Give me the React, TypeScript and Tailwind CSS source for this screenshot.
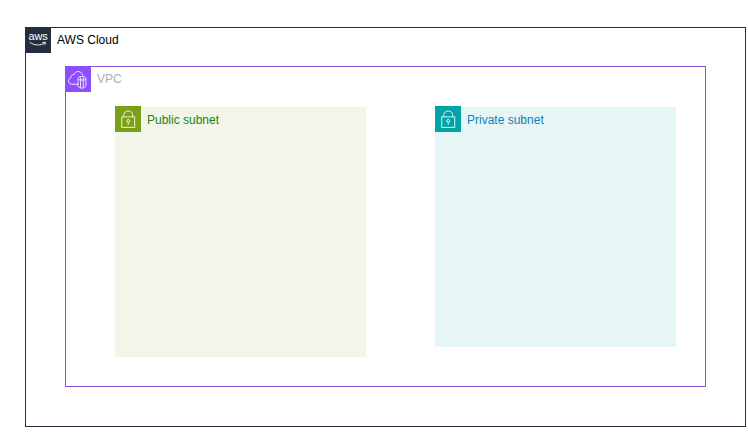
const font = { fontFamily: '"Liberation Sans", Arial, sans-serif' };

function AwsLogo() {
  return (
    <div className="relative flex h-[26px] w-[26px] shrink-0 flex-col items-center bg-[#232f3e] text-white">
      <span className="mt-[3px] text-[11px] leading-[12px] tracking-[-0.2px]">aws</span>
      <svg className="absolute left-[3px] top-[14px]" width="20" height="7" viewBox="0 0 19 7" fill="none">
        <path d="M1.5 1.5C5.5 4.6 12 4.8 16 2.2" stroke="#fff" strokeWidth="0.9" strokeLinecap="round" />
        <path d="M14.2 1.5L17 1.3L16.4 3.8" stroke="#fff" strokeWidth="0.8" strokeLinecap="round" strokeLinejoin="round" />
      </svg>
    </div>
  );
}

function VpcIcon() {
  return (
    <div className="flex h-[26px] w-[26px] shrink-0 items-center justify-center bg-[#8c4fff]">
      <svg width="26" height="26" viewBox="0 0 25 25" fill="none" stroke="#fff" strokeWidth="0.8">
        <path d="M12.5 17.5H6.6C4.6 17.5 3.4 15.9 3.4 14.3C3.4 12.8 4.3 11.7 5.6 11.3C5.5 9.3 6.9 8.1 8.4 8.4C9.2 6.3 11.1 5.1 13 5.3C15.2 5.5 16.8 7.2 17 9.1" />
        <path d="M12.5 12.1C12.5 10.8 14.3 10 16.3 10C18.3 10 20.1 10.8 20.1 12.1V18.9C20.1 20.4 18.3 21.3 16.3 21.3C14.3 21.3 12.5 20.4 12.5 18.9Z" />
        <path d="M15 11V20.9M17.6 11V20.9M12.5 12.9C13.6 13.7 19 13.7 20.1 12.9" />
      </svg>
    </div>
  );
}

function LockIcon({ bg }: { bg: string }) {
  return (
    <div className={`-mt-px flex h-[26px] w-[26px] shrink-0 items-center justify-center ${bg}`}>
      <svg width="26" height="26" viewBox="0 0 25 25" fill="none" stroke="#fff" strokeWidth="0.8">
        <rect x="6.5" y="10.5" width="12.5" height="10" />
        <path d="M8.5 10.5V8.5C8.5 6.2 10.4 4.8 12.7 4.8C15 4.8 17 6.2 17 8.5V10.5" />
        <circle cx="12.7" cy="14.4" r="1.4" />
        <path d="M12.7 15.8V18" />
      </svg>
    </div>
  );
}

export default function App() {
  return (
    <div className="h-[437px] w-[748px] overflow-hidden bg-white pl-[25px] pt-[27px]" style={font}>
      <div className="h-[400px] w-[721px] border border-[#232f3e]">
        <div className="-ml-px -mt-px flex h-[25px] items-start">
          <AwsLogo />
          <span className="ml-[6px] mt-[5px] text-[12px] leading-[16px] text-black">AWS Cloud</span>
        </div>
        <div className="ml-[39px] mt-[14px] h-[321px] w-[641px] border border-[#8a52d8]">
          <div className="-ml-px -mt-px flex h-[25px] items-start">
            <VpcIcon />
            <span className="ml-[6px] mt-[5px] text-[12px] leading-[16px] text-[#a3b1bd]">VPC</span>
          </div>
          <div className="ml-[49px] mt-[16px] flex items-start gap-[69px]">
            <section className="h-[250px] w-[251px] bg-[#f2f6e8]">
              <div className="flex items-start">
                <LockIcon bg="bg-[#7aa116]" />
                <span className="ml-[6px] mt-[5px] text-[12px] leading-[16px] text-[#1f7f10]">Public subnet</span>
              </div>
            </section>
            <section className="h-[240px] w-[241px] bg-[#e6f6f7]">
              <div className="flex items-start">
                <LockIcon bg="bg-[#01a4a6]" />
                <span className="ml-[6px] mt-[5px] text-[12px] leading-[16px] text-[#147eba]">Private subnet</span>
              </div>
            </section>
          </div>
        </div>
      </div>
    </div>
  );
}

---+---

**Written exercise**
Omit the pictures and reproduce the listing exactly.

**Task result**
Give me the React, TypeScript and Tailwind CSS source for this screenshot.
const font = { fontFamily: '"Liberation Sans", Arial, sans-serif' };

function AwsLogo() {
  return (
    <div className="relative flex h-[26px] w-[26px] shrink-0 flex-col items-center bg-[#232f3e] text-white">
      <span className="mt-[3px] text-[11px] leading-[12px] tracking-[-0.2px]">aws</span>
      <svg className="absolute left-[3px] top-[14px]" width="20" height="7" viewBox="0 0 19 7" fill="none">
        <path d="M1.5 1.5C5.5 4.6 12 4.8 16 2.2" stroke="#fff" strokeWidth="0.9" strokeLinecap="round" />
        <path d="M14.2 1.5L17 1.3L16.4 3.8" stroke="#fff" strokeWidth="0.8" strokeLinecap="round" strokeLinejoin="round" />
      </svg>
    </div>
  );
}

function VpcIcon() {
  return (
    <div className="flex h-[26px] w-[26px] shrink-0 items-center justify-center bg-[#8c4fff]">
      <svg width="26" height="26" viewBox="0 0 25 25" fill="none" stroke="#fff" strokeWidth="0.8">
        <path d="M12.5 17.5H6.6C4.6 17.5 3.4 15.9 3.4 14.3C3.4 12.8 4.3 11.7 5.6 11.3C5.5 9.3 6.9 8.1 8.4 8.4C9.2 6.3 11.1 5.1 13 5.3C15.2 5.5 16.8 7.2 17 9.1" />
        <path d="M12.5 12.1C12.5 10.8 14.3 10 16.3 10C18.3 10 20.1 10.8 20.1 12.1V18.9C20.1 20.4 18.3 21.3 16.3 21.3C14.3 21.3 12.5 20.4 12.5 18.9Z" />
        <path d="M15 11V20.9M17.6 11V20.9M12.5 12.9C13.6 13.7 19 13.7 20.1 12.9" />
      </svg>
    </div>
  );
}

function LockIcon({ bg }: { bg: string }) {
  return (
    <div className={`-mt-px flex h-[26px] w-[26px] shrink-0 items-center justify-center ${bg}`}>
      <svg width="26" height="26" viewBox="0 0 25 25" fill="none" stroke="#fff" strokeWidth="0.8">
        <rect x="6.5" y="10.5" width="12.5" height="10" />
        <path d="M8.5 10.5V8.5C8.5 6.2 10.4 4.8 12.7 4.8C15 4.8 17 6.2 17 8.5V10.5" />
        <circle cx="12.7" cy="14.4" r="1.4" />
        <path d="M12.7 15.8V18" />
      </svg>
    </div>
  );
}

export default function App() {
  return (
    <div className="h-[437px] w-[748px] overflow-hidden bg-white pl-[25px] pt-[27px]" style={font}>
      <div className="h-[400px] w-[721px] border border-[#232f3e]">
        <div className="-ml-px -mt-px flex h-[25px] items-start">
          <AwsLogo />
          <span className="ml-[6px] mt-[5px] text-[12px] leading-[16px] text-black">AWS Cloud</span>
        </div>
        <div className="ml-[39px] mt-[14px] h-[321px] w-[641px] border border-[#8a52d8]">
          <div className="-ml-px -mt-px flex h-[25px] items-start">
            <VpcIcon />
            <span className="ml-[6px] mt-[5px] text-[12px] leading-[16px] text-[#a3b1bd]">VPC</span>
          </div>
          <div className="ml-[49px] mt-[16px] flex items-start gap-[69px]">
            <section className="h-[250px] w-[251px] bg-[#f2f6e8]">
              <div className="flex items-start">
                <LockIcon bg="bg-[#7aa116]" />
                <span className="ml-[6px] mt-[5px] text-[12px] leading-[16px] text-[#1f7f10]">Public subnet</span>
              </div>
            </section>
            <section className="h-[240px] w-[241px] bg-[#e6f6f7]">
              <div className="flex items-start">
                <LockIcon bg="bg-[#01a4a6]" />
                <span className="ml-[6px] mt-[5px] text-[12px] leading-[16px] text-[#147eba]">Private subnet</span>
              </div>
            </section>
          </div>
        </div>
      </div>
    </div>
  );
}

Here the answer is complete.